More About Debt to GDP Ratio
- A country able to continue paying interest on its debt, without refinancing, and without hampering economic growth, is generally considered to be stable.
- When a country defaults on its debt, it often triggers financial panic in domestic and international markets alike. As a rule, the higher a country’s debt-to-GDP ratio climbs, the higher its risk of default becomes.
- A study by the World Bank found that countries whose debt-to-GDP ratios exceed 77% for prolonged periods, experience significant slowdowns in economic growth.
- This phenomenon is even more pronounced in emerging markets, where each additional percentage point of debt over 64%, annually slows growth by 2%.
- If a country were a household, GDP is like its income. Banks will give you a bigger loan if one makes more money. In the same way, investors will be happy to take on a country’s debt if it has a relatively higher level of economic output.

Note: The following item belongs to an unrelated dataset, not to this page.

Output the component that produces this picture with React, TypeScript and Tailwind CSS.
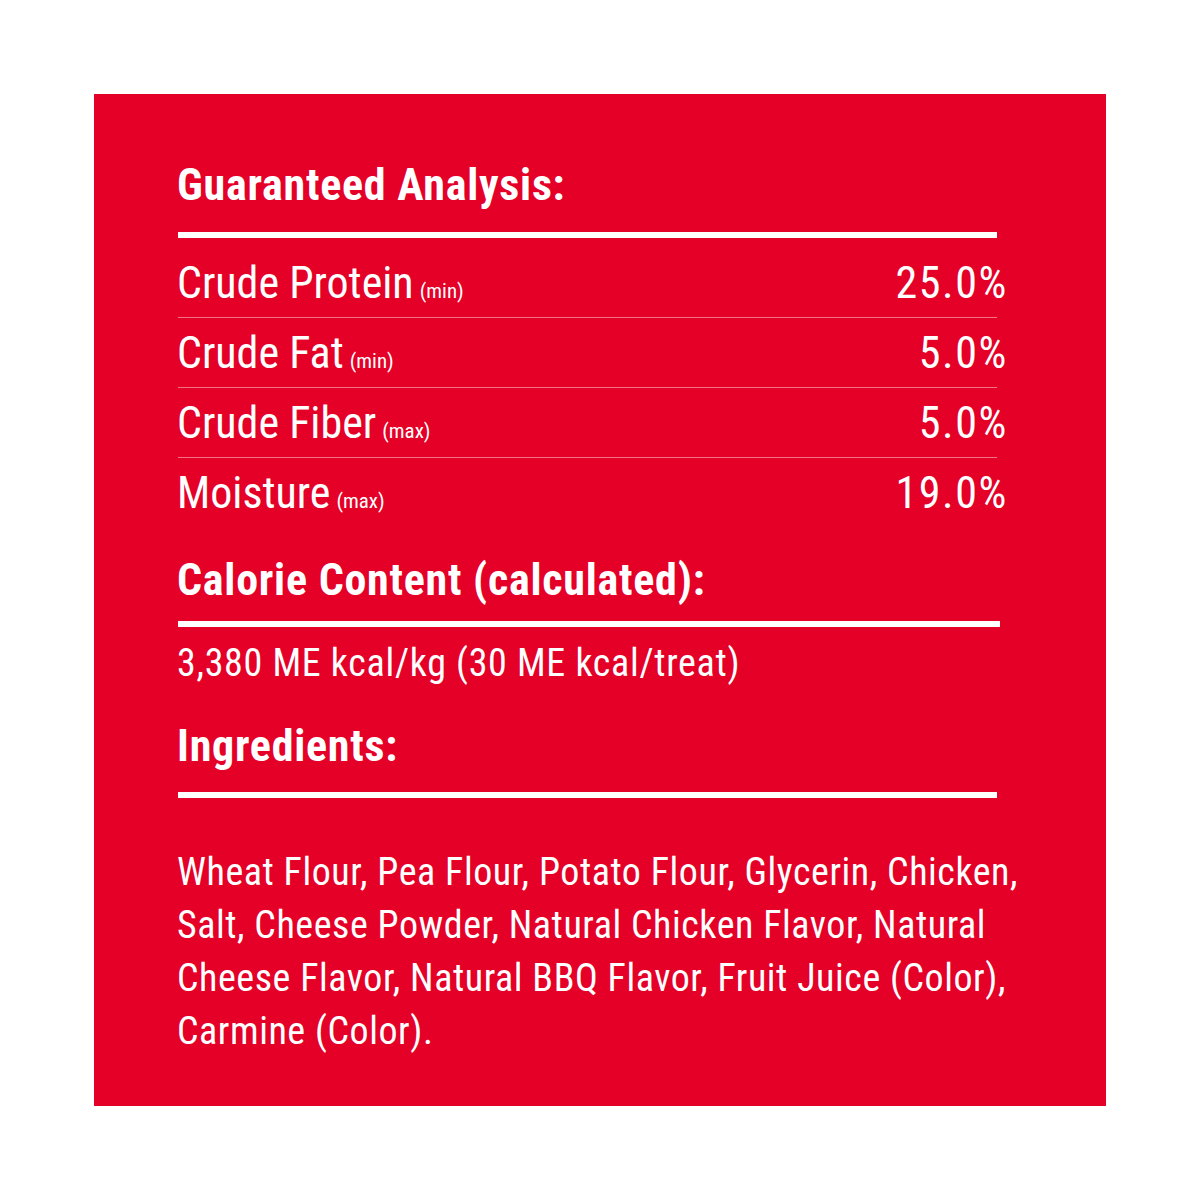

India’s Public Debt to GDP Ratio
- India’s public debt ratio, which remarkably remained stable at around 70% of the GDP since 1991, is projected to jump by 17 percentage points to nearly 90% because of increase in public spending due to Covid-19, the IMF has said.
- Going forward it is projected to stabilise in 2021, before slowly declining up to the end of the projection period, in 2025. Broadly speaking the pattern of public debt in India is close to the norm around the world.
- Government debt stood at 66.4% of GDP in FY 2000 and 66.6% in FY15. Since then, it has been heading north at a faster pace, reaching 75% in FY20.
- The report says unless private spending picks up strongly, real GDP growth over the next decade will be slower, averaging at 5-6% as against 7% in the 2010s. While real GDP growth averaged at 6.8% between FY14 and FY20, real fiscal spending grew at an average of 9% during the period.